A drilling foreman once told me, “Don’t believe ANY reserve number unless it’s linked to a price.” And, that is just what petroleum geologist and consultant Arthur Berman and his colleague Lyndon Pittinger have done in a new report on the viability of shale gas in New York state.

Not surprisingly, when Berman and Pittinger considered what it would cost to extract the shale gas beneath New York state at a profit, the mammoth claims about recoverable reserves made by the oil and gas industry appeared heavily inflated.

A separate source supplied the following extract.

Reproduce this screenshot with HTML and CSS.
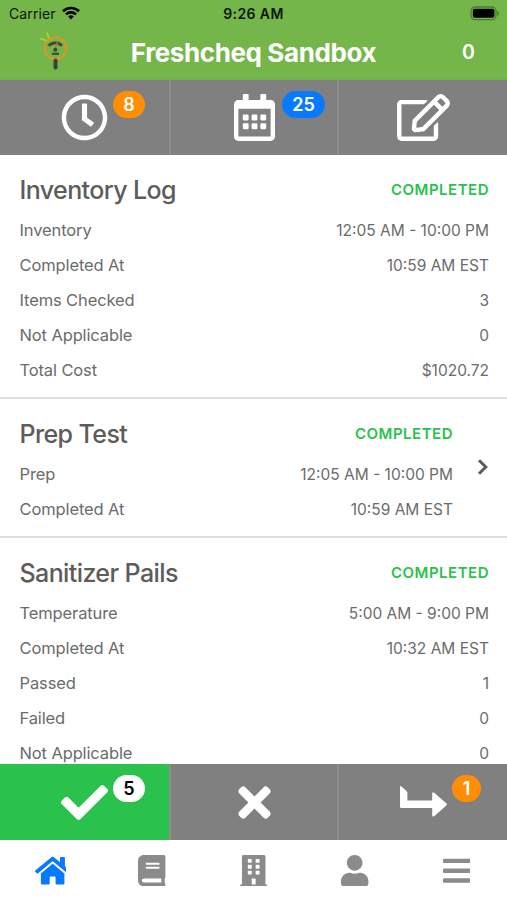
FILE: index.html
```
<!DOCTYPE html>
<html lang="en">
<head>
<meta charset="utf-8">
<title>Freshcheq Sandbox</title>
<link rel="stylesheet" href="styles.css">
</head>
<body>
<div class="app">
  <header class="header">
    <div class="status">
      <div class="carrier"><span>Carrier</span>
        <svg class="wifi" width="18" height="14" viewBox="0 0 18 14" fill="none" stroke="#000" stroke-width="2.6"><path d="M1 5.2a11.5 11.5 0 0 1 16 0M4 8.4a7.2 7.2 0 0 1 10 0"/><path d="M9 13.4L6.2 10.6a4 4 0 0 1 5.6 0z" fill="#000" stroke="none"/></svg>
      </div>
      <div class="time">9:26 AM</div>
      <svg class="battery" width="30" height="15" viewBox="0 0 30 15"><rect x="1" y="1" width="25" height="12.6" rx="4" fill="none" stroke="#4c7b30" stroke-width="1.3"/><rect x="2.8" y="2.8" width="21.6" height="9" rx="2" fill="#000"/><path d="M27.3 5a2.5 2.5 0 0 1 0 4.8z" fill="#4c7b30"/></svg>
    </div>
    <div class="titlebar">
      <svg class="logo" width="32" height="40" viewBox="0 0 32 40" fill="none"><path d="M3 7.5l8 2.500M10 1.500l2.500 7" stroke="#a8d62c" stroke-width="1.7"/><path d="M11.500 14.600Q18.500 8.800 25 14.600" stroke="#3f4a35" stroke-width="3"/><path d="M18.500 17l2-6" stroke="#d9602b" stroke-width="1.5"/><circle cx="18.3" cy="18.8" r="2" fill="#3f4a35"/><path d="M15 22.800h7" stroke="#3f4a35" stroke-width="2.2"/><circle cx="18.500" cy="17.300" r="10.800" stroke="#dc9527" stroke-width="2"/><path d="M18.500 29.500v7" stroke="#3b4039" stroke-width="4" stroke-linecap="round"/></svg>
      <h1>Freshcheq Sandbox</h1>
      <span class="count">0</span>
    </div>
  </header>

  <nav class="tabs">
    <div class="tab"><svg width="47" height="47" viewBox="0 0 512 512"><path d="M256 8C119 8 8 119 8 256s111 248 248 248 248-111 248-248S393 8 256 8zm0 448c-110.500 0-200-89.500-200-200S145.500 56 256 56s200 89.500 200 200-89.500 200-200 200zm61.800-104.400l-84.900-61.700c-3.100-2.300-4.900-5.900-4.900-9.700V116c0-6.600 5.400-12 12-12h32c6.600 0 12 5.400 12 12v141.700l66.800 48.600c5.400 3.900 6.500 11.400 2.600 16.800L334.600 349c-3.900 5.300-11.400 6.500-16.800 2.600z"/></svg><span class="badge orange">8</span></div>
    <div class="tab"><svg width="41" height="47" viewBox="0 0 448 512"><path d="M148 288h-40c-6.600 0-12-5.400-12-12v-40c0-6.600 5.400-12 12-12h40c6.600 0 12 5.400 12 12v40c0 6.600-5.400 12-12 12zm108-12v-40c0-6.600-5.400-12-12-12h-40c-6.600 0-12 5.400-12 12v40c0 6.600 5.400 12 12 12h40c6.600 0 12-5.400 12-12zm96 0v-40c0-6.600-5.400-12-12-12h-40c-6.600 0-12 5.400-12 12v40c0 6.600 5.400 12 12 12h40c6.600 0 12-5.400 12-12zm-96 96v-40c0-6.600-5.400-12-12-12h-40c-6.600 0-12 5.400-12 12v40c0 6.600 5.400 12 12 12h40c6.600 0 12-5.400 12-12zm-96 0v-40c0-6.600-5.400-12-12-12h-40c-6.600 0-12 5.400-12 12v40c0 6.600 5.400 12 12 12h40c6.600 0 12-5.400 12-12zm192 0v-40c0-6.600-5.400-12-12-12h-40c-6.600 0-12 5.400-12 12v40c0 6.600 5.400 12 12 12h40c6.600 0 12-5.400 12-12zm96-260v352c0 26.500-21.500 48-48 48H48c-26.500 0-48-21.500-48-48V112c0-26.500 21.500-48 48-48h48V12c0-6.600 5.400-12 12-12h40c6.600 0 12 5.400 12 12v52h128V12c0-6.600 5.400-12 12-12h40c6.600 0 12 5.400 12 12v52h48c26.500 0 48 21.500 48 48zm-48 346V160H48v298c0 3.300 2.700 6 6 6h340c3.300 0 6-2.700 6-6z"/></svg><span class="badge blue">25</span></div>
    <div class="tab"><svg width="53" height="47" viewBox="0 0 576 512"><path d="M402.300 344.900l32-32c5-5 13.700-1.500 13.700 5.700V464c0 26.500-21.500 48-48 48H48c-26.500 0-48-21.500-48-48V112c0-26.500 21.500-48 48-48h273.500c7.100 0 10.700 8.600 5.700 13.700l-32 32c-1.500 1.500-3.500 2.300-5.700 2.300H48v352h352V350.500c0-2.100.8-4.100 2.300-5.600zm156.600-201.800L296.300 405.700l-90.400 10c-26.200 2.900-48.500-19.200-45.600-45.600l10-90.400L432.900 17.100c22.900-22.900 59.900-22.900 82.700 0l43.200 43.200c22.900 22.900 22.900 60 .1 82.800zM460.100 174L402 115.900 216.200 301.800l-7.300 65.300 65.300-7.300L460.100 174zm64.800-79.700l-43.200-43.200c-4.100-4.100-10.800-4.100-14.800 0L436 82l58.100 58.100 30.900-30.900c4-4.200 4-10.800-.1-14.900z"/></svg></div>
  </nav>

  <main class="list">
    <section class="card">
      <div class="body">
        <div class="head"><h2>Inventory Log</h2><strong>COMPLETED</strong></div>
        <div class="row"><span>Inventory</span><em>12:05 AM - 10:00 PM</em></div>
        <div class="row"><span>Completed At</span><em>10:59 AM EST</em></div>
        <div class="row"><span>Items Checked</span><em>3</em></div>
        <div class="row"><span>Not Applicable</span><em>0</em></div>
        <div class="row"><span>Total Cost</span><em>$1020.72</em></div>
      </div>
    </section>
    <section class="card">
      <div class="body">
        <div class="head"><h2>Prep Test</h2><strong>COMPLETED</strong></div>
        <div class="row"><span>Prep</span><em>12:05 AM - 10:00 PM</em></div>
        <div class="row"><span>Completed At</span><em>10:59 AM EST</em></div>
      </div>
      <svg class="chevron" width="12" height="18" viewBox="0 0 12 18" fill="none" stroke="#5c5c5c" stroke-width="3"><path d="M2 2.200L8.800 9 2 15.800"/></svg>
    </section>
    <section class="card">
      <div class="body">
        <div class="head"><h2>Sanitizer Pails</h2><strong>COMPLETED</strong></div>
        <div class="row"><span>Temperature</span><em>5:00 AM - 9:00 PM</em></div>
        <div class="row"><span>Completed At</span><em>10:32 AM EST</em></div>
        <div class="row"><span>Passed</span><em>1</em></div>
        <div class="row"><span>Failed</span><em>0</em></div>
        <div class="row"><span>Not Applicable</span><em>0</em></div>
      </div>
    </section>
  </main>

  <nav class="tabs">
    <div class="tab active"><svg width="47" height="47" viewBox="0 0 512 512"><path d="M173.898 439.404l-166.400-166.400c-9.997-9.997-9.997-26.206 0-36.204l36.203-36.204c9.997-9.998 26.207-9.998 36.204 0L192 312.690 432.095 72.596c9.997-9.997 26.207-9.997 36.204 0l36.203 36.204c9.997 9.997 9.997 26.206 0 36.204l-294.400 294.401c-9.998 9.997-26.207 9.997-36.204-.001z"/></svg><span class="badge white">5</span></div>
    <div class="tab"><svg width="33" height="47" viewBox="0 0 352 512"><path d="M242.720 256l100.070-100.070c12.280-12.280 12.280-32.190 0-44.480l-22.240-22.240c-12.280-12.280-32.190-12.280-44.480 0L176 189.280 75.930 89.210c-12.280-12.280-32.190-12.280-44.480 0L9.210 111.450c-12.280 12.280-12.280 32.190 0 44.480L109.280 256 9.210 356.070c-12.280 12.280-12.280 32.190 0 44.480l22.240 22.240c12.280 12.280 32.200 12.280 44.480 0L176 322.720l100.070 100.070c12.280 12.280 32.200 12.280 44.480 0l22.240-22.240c12.280-12.280 12.280-32.190 0-44.480L242.720 256z"/></svg></div>
    <div class="tab"><svg width="47" height="47" viewBox="0 0 47 47"><path d="M0 8.200q0-1.800 1.400-.7L6.500 12q.9.800.9 2v7.500h24.800v-6.700q0-2.500 2-1L46.300 24.200q1.200 1.200 0 2.400L34.500 36.900q-2.300 1.500-2.300-1V29H1.300Q0 29 0 27.700z"/></svg><span class="badge orange one">1</span></div>
  </nav>

  <nav class="bottom">
    <div class="item home"><svg width="31.400" height="31.400" viewBox="0 0 512 512"><path d="M280.370 148.260L96 300.110V464a16 16 0 0 0 16 16l112.060-.29a16 16 0 0 0 15.920-16V368a16 16 0 0 1 16-16h64a16 16 0 0 1 16 16v95.640a16 16 0 0 0 16 16.050L464 480a16 16 0 0 0 16-16V300L295.670 148.260a12.190 12.190 0 0 0-15.300 0zM571.600 251.470L488 182.560V44.050a12 12 0 0 0-12-12h-56a12 12 0 0 0-12 12v72.610L318.470 43a48 48 0 0 0-61 0L4.340 251.470a12 12 0 0 0-1.600 16.900l25.500 31A12 12 0 0 0 45.150 301l235.220-193.740a12.190 12.190 0 0 1 15.300 0L530.900 301a12 12 0 0 0 16.900-1.600l25.500-31a12 12 0 0 0-1.700-16.930z"/></svg></div>
    <div class="item"><svg width="27.400" height="31.400" viewBox="0 0 448 512"><path d="M448 360V24c0-13.300-10.700-24-24-24H96C43 0 0 43 0 96v320c0 53 43 96 96 96h328c13.300 0 24-10.700 24-24v-16c0-7.500-3.500-14.300-8.900-18.700-4.200-15.400-4.200-59.300 0-74.700 5.400-4.300 8.900-11.100 8.900-18.600zM128 134c0-3.300 2.700-6 6-6h212c3.300 0 6 2.700 6 6v20c0 3.300-2.700 6-6 6H134c-3.300 0-6-2.700-6-6v-20zm0 64c0-3.300 2.700-6 6-6h212c3.300 0 6 2.700 6 6v20c0 3.300-2.700 6-6 6H134c-3.300 0-6-2.700-6-6v-20zm253.400 250H96c-17.700 0-32-14.300-32-32 0-17.600 14.400-32 32-32h285.400c-1.900 17.100-1.900 46.900 0 64z"/></svg></div>
    <div class="item"><svg width="27.400" height="31.400" viewBox="0 0 448 512"><path d="M436 480h-20V24c0-13.300-10.700-24-24-24H56C42.700 0 32 10.700 32 24v456H12c-6.600 0-12 5.400-12 12v20h448v-20c0-6.600-5.400-12-12-12z"/><g fill="#fff"><rect x="128" y="64" width="64" height="64" rx="12"/><rect x="256" y="64" width="64" height="64" rx="12"/><rect x="128" y="160" width="64" height="64" rx="12"/><rect x="256" y="160" width="64" height="64" rx="12"/><rect x="128" y="256" width="64" height="64" rx="12"/><rect x="256" y="256" width="64" height="64" rx="12"/><path d="M192 480v-84q0-12 12-12h40q12 0 12 12v84z"/></g></svg></div>
    <div class="item"><svg width="27.400" height="31.400" viewBox="0 0 448 512"><path d="M224 256c70.700 0 128-57.300 128-128S294.700 0 224 0 96 57.300 96 128s57.300 128 128 128zm89.600 32h-16.700c-22.200 10.200-46.900 16-72.900 16s-50.600-5.800-72.900-16h-16.700C60.200 288 0 348.200 0 422.400V464c0 26.500 21.500 48 48 48h352c26.500 0 48-21.500 48-48v-41.600c0-74.200-60.200-134.400-134.400-134.400z"/></svg></div>
    <div class="item"><svg width="27.400" height="31.400" viewBox="0 0 448 512"><rect y="60" width="448" height="72" rx="16"/><rect y="220" width="448" height="72" rx="16"/><rect y="380" width="448" height="72" rx="16"/></svg></div>
  </nav>
</div>
</body>
</html>
```
FILE: styles.css
```
* { box-sizing: border-box; }
body { margin: 0; font-family: Inter, "Liberation Sans", sans-serif; background: #fff; }
.app { width: 507px; height: 900px; display: flex; flex-direction: column; overflow: hidden; }
h1, h2 { margin: 0; }
em { font-style: normal; }
svg { display: block; flex: none; }

.header { height: 80px; flex: none; background: #75b64b; border-bottom: 1px solid #7ba95a; }
.status { height: 28px; padding: 0 5px 0 9px; display: grid; grid-template-columns: 1fr auto 1fr; align-items: center; font-size: 14px; color: #0c1407; }
.carrier { display: flex; align-items: center; gap: 6px; letter-spacing: .1px; }
.carrier span, .time { margin-top: -1px; }
.wifi { margin-top: -2px; }
.time { font-weight: 600; padding-right: 4px; letter-spacing: .4px; }
.battery { justify-self: end; margin-right: 2px; margin-top: -1px; }
.titlebar { height: 51px; display: grid; grid-template-columns: 75px 1fr 75px; align-items: center; color: #fff; }
.logo { margin: 0 0 5px 37px; align-self: center; }
h1 { font-size: 26px; font-weight: 700; text-align: center; letter-spacing: -.4px; line-height: 32px; margin-top: -2px; }
.count { font-size: 19.5px; font-weight: 600; text-align: center; margin-top: -3px; padding-right: 2px; }

.tabs { height: 76px; flex: none; display: grid; grid-template-columns: 169px 168px 170px; background: #808080; }
.header + .tabs { height: 75px; }
.tab { position: relative; display: flex; align-items: center; justify-content: center; fill: #fff; }
.tab + .tab { border-left: 2px solid #8d8d8d; }
.tab.active { background: #2ac24d; }
.badge { position: absolute; left: 113px; top: 11px; min-width: 32px; height: 27px; padding: 0 10px; border-radius: 14px; font-size: 18px; font-weight: 600; line-height: 27px; text-align: center; color: #fff; }
.orange { background: #ff8e05; }
.blue { background: #087aff; left: 111px; width: 43px; padding: 0; }
.white { background: #fff; color: #000; }
.one { left: 113px; min-width: 29px; padding: 0; width: 29px; }

.list { flex: 1; min-height: 0; overflow: hidden; color: #6b6b6b; }
.card { display: flex; align-items: center; padding: 15px 18px 9px 19.5px; border-bottom: 2px solid #dfdfdf; }
.body { flex: 1; }
.head { height: 43px; display: flex; justify-content: space-between; align-items: flex-start; line-height: 40px; }
h2 { font-size: 25px; font-weight: 500; color: #5c5c5c; letter-spacing: -.6px; }
strong { font-size: 15px; font-weight: 600; color: #2ac24d; letter-spacing: .5px; }
.row { height: 35px; display: flex; justify-content: space-between; align-items: center; font-size: 16.5px; }
.row span { letter-spacing: -.12px; margin-top: -2px; }
.row em { font-size: 15.5px; margin-top: -1px; }
.chevron { margin: -7px 0 0 24px; }

.bottom { height: 60px; flex: none; display: grid; grid-template-columns: repeat(5, 1fr); background: #fff; fill: #8b8b8b; }
.item { display: flex; justify-content: center; align-items: center; padding-top: 1px; }
.home { fill: #087aff; }
```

Cropped portion of image from USGS report showing extent of en:Marcellus Formation shale (in gray shading). http://pubs.usgs.gov/of/2005/1268/2005-1268.pdf U.S. Geological Survey Open-File Report 2005-1268] via http://commons.wikimedia.org/wiki/File:Marcellus_Shale_USGS.png
Source: USGS report by Robert C. Milici via Wikimedia Commons

The stunning conclusion of the report is that at current prices–in the mid-$4 range per thousand cubic feet (mcf)–NONE of the natural gas trapped in the New York portion of the Marcellus can be profitably extracted. It’s possible, of course, that someone would try. But, the economics look very shaky at current prices given what we know about the nature of the underground deposits.

Shale gas, you’ll recall, is found in deep shale layers, in this case more than 4,000 feet below New York state. The shale formation the two authors studied is called the Marcellus which stretches from Tennessee to New York.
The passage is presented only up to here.